Nevertheless, even her most formidable opponents came to recognise her resilience to remain engaged, as she repressed bitterness in preference for dialogue in the national interest

Puzzling matter
Why Janet Jagan was never invited to be a recipient of the CARICOM Triennial Award for Women -- established in 1984 to recognise women of the region who had distinguished themselves in various leadership roles --remains a puzzling matter and one for which an explanation by the Community's decision-makers may be appropriate.

The region's leading women's organisations could also reflect on this glaring oversight -- if indeed it was just that!
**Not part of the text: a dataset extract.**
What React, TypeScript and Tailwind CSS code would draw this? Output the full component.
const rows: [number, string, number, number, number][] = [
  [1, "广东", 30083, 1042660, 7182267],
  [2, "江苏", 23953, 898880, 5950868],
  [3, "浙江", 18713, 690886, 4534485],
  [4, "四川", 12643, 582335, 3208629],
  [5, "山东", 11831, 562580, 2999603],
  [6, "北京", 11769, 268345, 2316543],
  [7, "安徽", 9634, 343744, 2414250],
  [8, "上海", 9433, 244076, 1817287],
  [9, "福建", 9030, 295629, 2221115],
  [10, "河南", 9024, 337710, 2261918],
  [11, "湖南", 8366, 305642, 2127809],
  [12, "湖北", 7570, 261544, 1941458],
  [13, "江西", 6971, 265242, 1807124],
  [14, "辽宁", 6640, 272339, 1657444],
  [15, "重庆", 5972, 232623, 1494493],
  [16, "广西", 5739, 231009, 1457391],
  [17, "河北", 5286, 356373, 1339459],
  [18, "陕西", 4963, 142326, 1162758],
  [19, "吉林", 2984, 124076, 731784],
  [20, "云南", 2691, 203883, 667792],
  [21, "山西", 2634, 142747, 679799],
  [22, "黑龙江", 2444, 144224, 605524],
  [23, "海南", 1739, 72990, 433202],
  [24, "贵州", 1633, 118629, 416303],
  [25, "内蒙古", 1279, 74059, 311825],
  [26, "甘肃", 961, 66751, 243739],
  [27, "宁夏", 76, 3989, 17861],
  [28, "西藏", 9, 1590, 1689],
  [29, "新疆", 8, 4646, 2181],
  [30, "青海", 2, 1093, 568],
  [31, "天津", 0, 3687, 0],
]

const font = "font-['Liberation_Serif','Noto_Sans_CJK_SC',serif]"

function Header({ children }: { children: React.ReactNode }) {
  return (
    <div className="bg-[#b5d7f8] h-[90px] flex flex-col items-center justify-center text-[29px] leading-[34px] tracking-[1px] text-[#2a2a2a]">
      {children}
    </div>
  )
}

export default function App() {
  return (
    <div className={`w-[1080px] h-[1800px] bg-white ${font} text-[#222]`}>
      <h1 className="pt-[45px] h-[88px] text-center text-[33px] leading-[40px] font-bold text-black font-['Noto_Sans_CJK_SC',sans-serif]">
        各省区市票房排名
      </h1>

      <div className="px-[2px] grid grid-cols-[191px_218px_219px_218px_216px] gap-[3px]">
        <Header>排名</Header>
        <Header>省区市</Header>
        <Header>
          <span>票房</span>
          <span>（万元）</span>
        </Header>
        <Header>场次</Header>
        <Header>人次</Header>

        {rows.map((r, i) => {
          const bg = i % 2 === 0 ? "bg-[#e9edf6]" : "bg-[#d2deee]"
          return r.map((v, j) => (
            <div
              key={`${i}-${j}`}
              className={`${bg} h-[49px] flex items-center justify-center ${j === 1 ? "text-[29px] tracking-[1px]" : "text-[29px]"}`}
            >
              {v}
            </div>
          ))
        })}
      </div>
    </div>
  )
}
She, of course, held no grudges against those Caribbean women in public life who have been so honoured by CARICOM. Indeed she had joined in recognising their contributions, including as long-serving editor of the PPP-aligned ‘Mirror’ newspaper.

This was the region's unique woman politician who had sacrificed almost two years of her presidency under a so-called "Hermandston Accord" that was to result from CARICOM's initiative to broker a post-election impasse between her government and an opposition then led by the now late Leader of the People's National Congress Reform, Desmond Hoyte.
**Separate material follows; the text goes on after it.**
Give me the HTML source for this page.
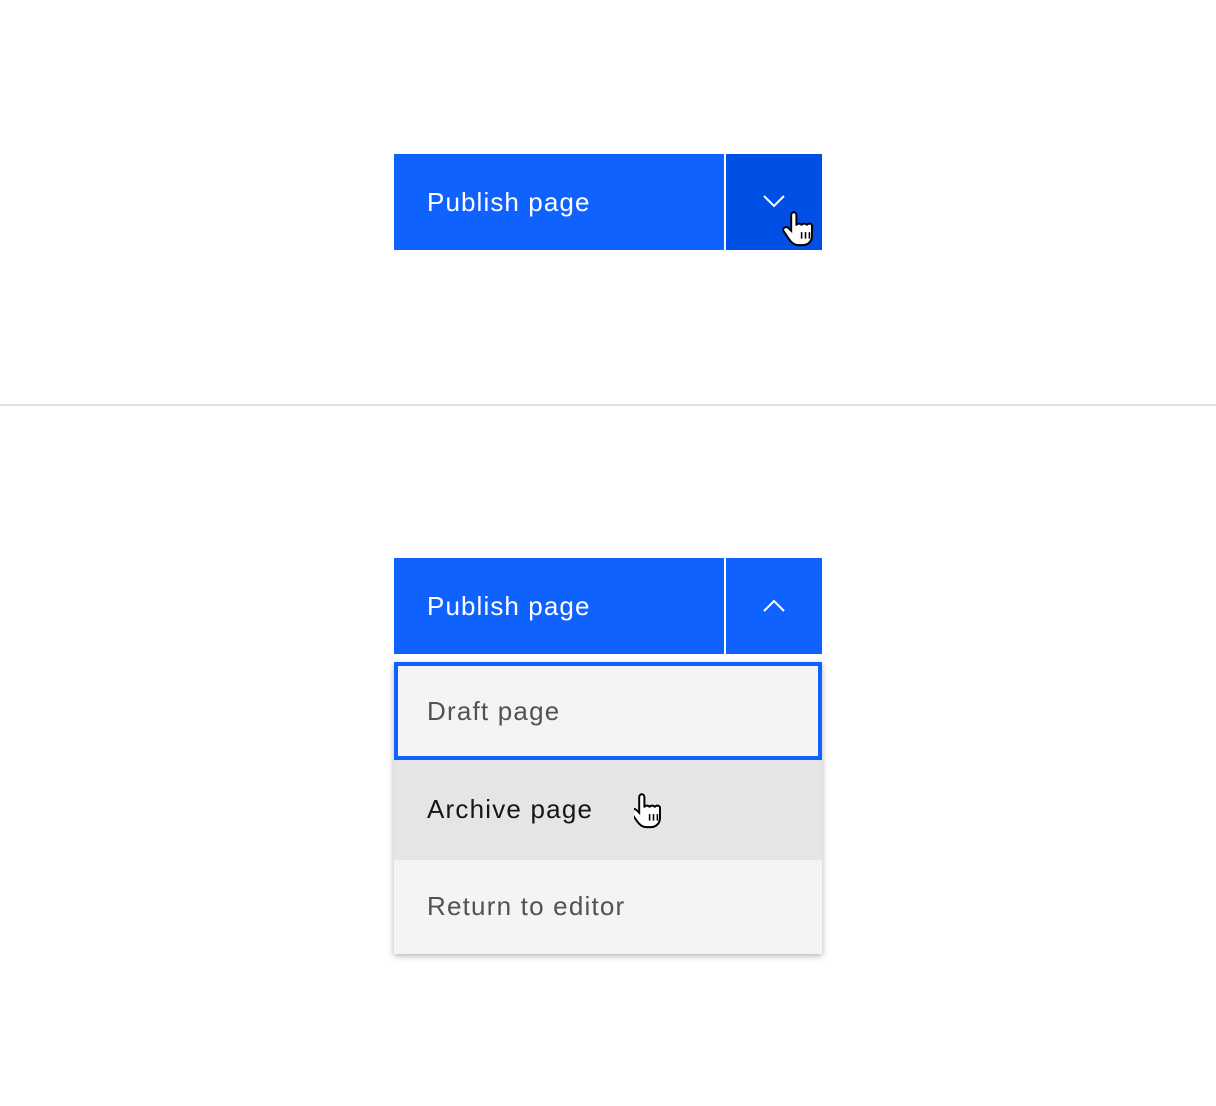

On reflection, that CARICOM "accord" was seriously flawed in unfairly seeking a reduction of her government's legitimate five-year term, considering the controversial 28-year-long one-party rule of the PNC. The PPP went on, nevertheless, to retain power at the succeeding 2001 general election.

To the mass of rural Guyanese of East Indian descent, Janet Jagan was the charming, blue-eyed white "bhowgie" (sister-in-law) as wife of the dentist/politician "big brother", Cheddi Jagan, they had come to enthusiastically embrace following the couple's initial foray in the politics of colonial British Guiana in the late 1940s.

For the rest of the country, and across ethnic boundaries, she was to later emerge as a breath of fresh air in a huge struggle against colonial oppression and grave social injustices, fighting alongside icons who have long passed away -- such as the veteran trade union leader and National Hero, Hubert Nathaniel Critchlow.

Political prisoner
But within ten years of her marriage in 1943 to Cheddi Jagan at age 22, the young United States-born nursing assistant of Chicago, Illinois, who had given up country and parents to follow her heart of love and share the political passion of Cheddi Jagan, was to be branded a "communist" by the colonial power and jailed for six months.

Like her husband, and Guyana's most famous poet, Martin Carter, she was imprisoned and later placed under curfew by the British Governor for unsubstantiated allegations of involvement in an international “communist conspiracy” to disrupt the rule of law.

It was a spurious excuse for Britain's suspension of the first-ever popularly elected government, led b the People's Progressive Party (PPP).

That was the party she had helped to launch in 1949 and which was to become a virtual life's work for this remarkable woman politician of the Caribbean region for almost 66 of her 88 years.

During the very painful, challenging, turbulent political years, Janet Jagan stoically suffered the slings and arrows of opponents as she kept scaling hurdles to set a unique record of firsts in the politics of Guyana.

Finally, she was to reach the pinnacle as first woman Head of State in December 1997, following the death in office of her husband on March 6, after first serving as Prime Minister.

Yesterday, after two days of mourning, and consistent with her wishes, Janet Rosenberg Jagan, the once petite Jewish girl who became the symbol of woman's power in the land of her adoption; a founder-matriarch of the PPP; mother of a daughter and son and grandma of five, was cremated.

She has left behind a governing party, currently in its fourth consecutive term, to face a future without the dominant presence and influence of either herself or its patriarch that had prevailed for the past half century of the PPP's existence.